On macOS, Cortex can interact directly with the openLCA interface — navigating dialogs, reading result windows, confirming dataset selections. On Windows and Linux, Cortex connects to openLCA through its built-in server interface.

The model stays in the practitioner's openLCA database. Cortex does not hold a copy. When the session ends, the product system, processes, and flows remain where openLCA keeps them — accessible, editable, and version-controllable by the practitioner.

Direct GUI interaction is available on macOS. The connection to openLCA works on all three platforms.

Mandatory checkpoints

§ III

Five situations where Cortex stops and asks.

A carbon footprint model is only as defensible as its assumptions. Cortex is configured to pause at every point where a silent default would introduce an unresolvable question in review. These are not interruptions — they are the moments a verifier would later ask about.

  1. § 01

    Data substitution

    Target dataset not found. Cortex names the substitute, explains the gap (region, production route, DQI), and asks for confirmation before proceeding.

  2. § 02

    Boundary simplification

    Upstream process cut-off requires a criterion — mass < 1%, environmental relevance < 1%. Cortex states the criterion and asks. The practitioner decides.

  3. § 03

    Allocation method

    Co-products require allocation. Cortex explains the effect of economic, mass, and energy allocation on the result — and asks the practitioner to choose before the model is built.

  4. § 04

    Magnitude check

    LCIA result differs from comparable studies by an order of magnitude. Cortex pauses, lists possible causes (unit conversion, functional unit mismatch, boundary error), and asks before exporting.

  5. § 05

    openLCA connection

    openLCA is not running or the connection cannot be established. Cortex identifies the cause and gives the fix — rather than retrying silently.

Every assumption is confirmed. Every confirmation is recorded.

The deliverable

§ IV

A report a verifier can follow without re-running the model.

The final report from a product carbon footprint session contains: modeling scope (product, functional unit, reference flow, system boundary, geographic and temporal scope); data sources (database, version, and region for each process); a complete assumptions list covering every data substitution, boundary simplification, and allocation choice; LCIA results by impact category with a contribution analysis showing the top five contributors; and a DQI summary identifying datasets with low reliability scores.

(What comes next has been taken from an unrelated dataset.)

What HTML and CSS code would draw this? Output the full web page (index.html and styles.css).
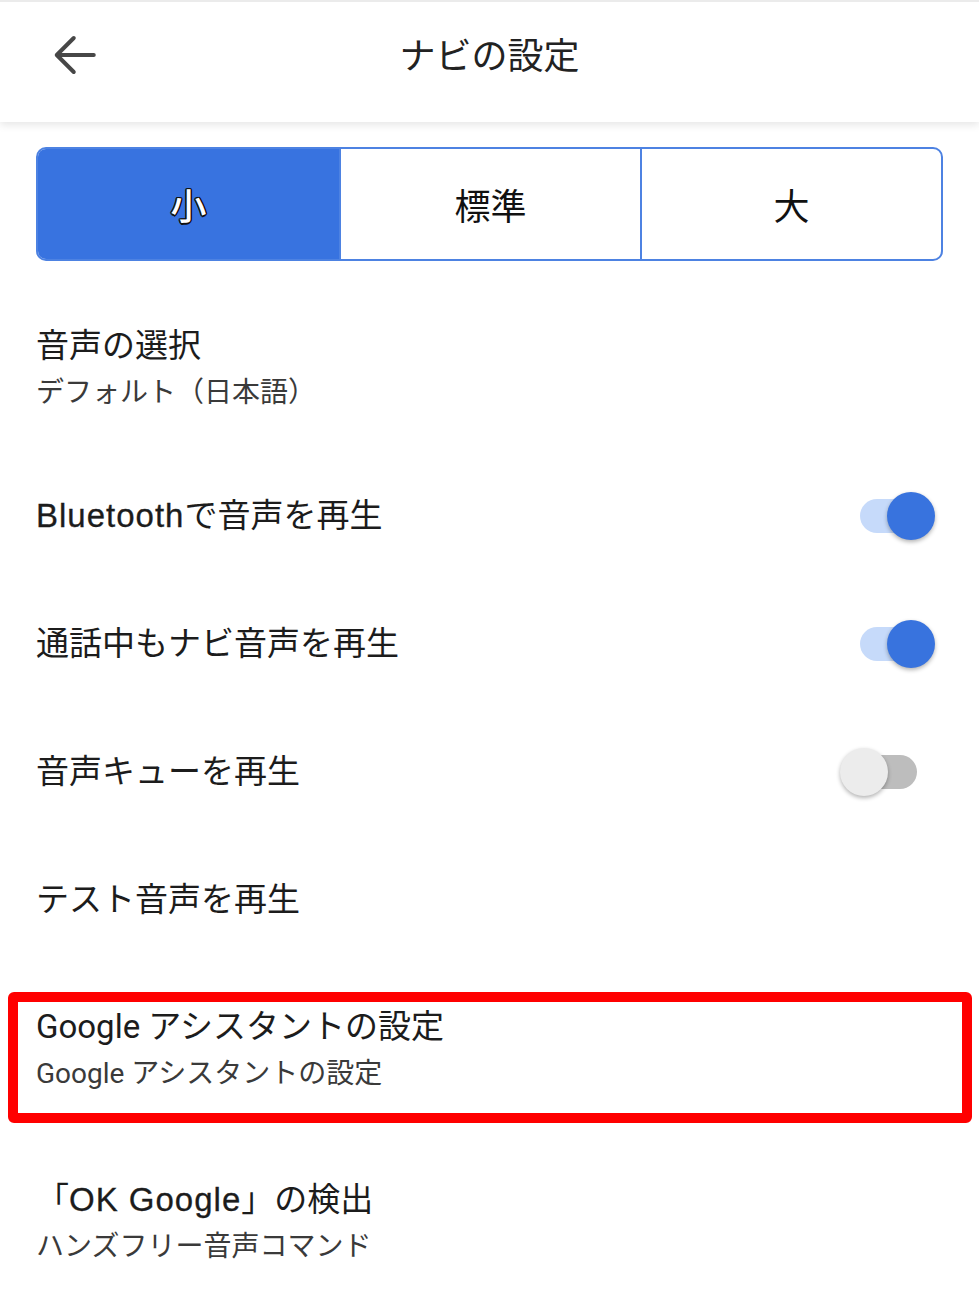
FILE: index.html
```html
<html>
<head>
<meta charset="utf-8">
<link rel="stylesheet" href="styles.css">
<title>ナビの設定</title>
</head>
<body>
<header class="top-bar">
	<div class="back">
		<svg width="60" height="60" viewBox="0 0 24 24" fill="none" stroke="#474747" stroke-width="1.6" stroke-linecap="round" stroke-linejoin="round">
			<path d="M19.5 12H5"/>
			<path d="M11.5 5.2L4.7 12l6.8 6.8"/>
		</svg>
	</div>
	<h1>ナビの設定</h1>
	<div></div>
</header>

<div class="segments">
	<div class="segment selected">小</div>
	<div class="segment">標準</div>
	<div class="segment">大</div>
</div>

<ul class="settings">
	<li class="row two-line">
		<div class="text">
			<div class="title">音声の選択</div>
			<div class="sub">デフォルト（日本語）</div>
		</div>
	</li>
	<li class="row">
		<div class="title"><span class="latin">Bluetooth</span>で音声を再生</div>
		<div class="switch on"><span class="knob"></span></div>
	</li>
	<li class="row">
		<div class="title">通話中もナビ音声を再生</div>
		<div class="switch on"><span class="knob"></span></div>
	</li>
	<li class="row">
		<div class="title">音声キューを再生</div>
		<div class="switch"><span class="knob"></span></div>
	</li>
	<li class="row">
		<div class="title">テスト音声を再生</div>
	</li>
	<li class="row highlight-row">
		<div class="highlight">
			<div class="text">
				<div class="title">Google アシスタントの設定</div>
				<div class="sub">Google アシスタントの設定</div>
			</div>
		</div>
	</li>
	<li class="row two-line">
		<div class="text">
			<div class="title">「<span class="latin">OK Google</span>」の検出</div>
			<div class="sub">ハンズフリー音声コマンド</div>
		</div>
	</li>
</ul>
</body>
</html>
```

FILE: styles.css
```css
body {
	margin: 0;
	background-color: #FFF;
	color: #1c1c1c;
	font-family: Roboto, "Noto Sans CJK JP", sans-serif;
}

.top-bar {
	height: 120px;
	border-top: 2px solid #ebebeb;
	display: grid;
	grid-template-columns: 1fr auto 1fr;
	align-items: center;
	box-shadow: 0 3px 8px rgba(0, 0, 0, 0.1);
	position: relative;
	z-index: 1;
}

.back {
	padding-left: 45px;
	padding-bottom: 14px;
	display: flex;
	align-items: center;
}

.top-bar h1 {
	margin: 0;
	font-size: 36px;
	font-weight: 400;
	color: #222;
	padding-bottom: 18px;
}

.segments {
	margin: 25px 36px 0 36px;
	height: 110px;
	border: 2px solid #4d82e2;
	border-radius: 10px;
	overflow: hidden;
	display: grid;
	grid-template-columns: 1fr 1fr 1fr;
}

.segment {
	display: flex;
	align-items: center;
	justify-content: center;
	font-size: 36px;
	color: #111;
	border-left: 2px solid #4d82e2;
}

.segment:first-child {
	border-left: none;
}

.segment.selected {
	background-color: #3873e0;
	color: #FFF;
	font-weight: 500;
	text-shadow: 1.5px 0 0 #111, -1.5px 0 0 #111, 0 1.5px 0 #111, 0 -1.5px 0 #111, 1px 1px 0 #111, -1px -1px 0 #111, 1px -1px 0 #111, -1px 1px 0 #111;
}

.settings {
	list-style: none;
	margin: 23px 0 0 0;
	padding: 0;
}

.row {
	height: 128px;
	padding-left: 36px;
	display: flex;
	align-items: center;
	justify-content: space-between;
}

.row.two-line {
	height: 168px;
}

.title {
	font-size: 33px;
	line-height: 44px;
	color: #1c1c1c;
}

.latin {
	font-family: "Liberation Sans", Arial, sans-serif;
	letter-spacing: 1px;
	-webkit-text-stroke: 0.3px #1c1c1c;
}

.sub {
	font-size: 28px;
	line-height: 40px;
	margin-top: 5px;
	color: #3a3a3a;
}

.highlight-row {
	height: 174px;
	padding-left: 8px;
	padding-right: 7px;
	align-items: flex-start;
}

.highlight {
	margin-top: 28px;
	flex: 1;
	height: 108px;
	border: 10px solid #ff0000;
	border-radius: 6px;
	padding: 3px 0 0 18px;
}

.switch {
	width: 57px;
	height: 34px;
	border-radius: 17px;
	background-color: #bdbdbd;
	margin-right: 62px;
	position: relative;
}

.switch.on {
	background-color: #c6dafa;
}

.knob {
	position: absolute;
	top: -7px;
	left: -20px;
	width: 48px;
	height: 48px;
	border-radius: 50%;
	background-color: #ececec;
	box-shadow: 0 2px 4px rgba(0, 0, 0, 0.3);
}

.switch.on .knob {
	left: 27px;
	background-color: #3873de;
}
```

Where sensitivity analysis is requested, Cortex runs it and includes the results. The standard cases: substituting a proxy with a higher-DQI alternative, changing the allocation method, and shifting the system boundary at a specified cut-off criterion. The report records both the base-case result and the sensitivity range, with the assumption changed identified by name.

The project log (progress.md) accumulates every decision across all sessions — decisions made in session one are still visible in session ten. A verifier arriving at the final report can trace any result back to the session in which the underlying choice was made.

Cross-session continuity

§ V

The project remembers what was decided.

A product carbon footprint study rarely completes in one session. Functional unit, system boundary, LCIA method, and allocation rules are decided in early sessions and must carry through to the final calculation without being re-litigated.

Cowork records these four modeling essentials in the project at the close of the session in which they are decided. Every subsequent session reads them first and treats their contents as binding constraints. A practitioner who specified "cradle-to-gate, cut-off system model, IPCC 2021 GWP100, mass allocation" in session two does not need to re-specify them in session seven.

Data substitution decisions accumulate the same way: if session three established that "IGBT module" maps to the electric vehicle application dataset in HiQLCD, session eight does not re-run that lookup. The mapping is on record. The session starts from where the project left off.

The model is yours. The audit trail is built in.

Cortex Cowork runs locally. openLCA stays on your machine. Every session's decisions accumulate in a project log that travels with the project folder.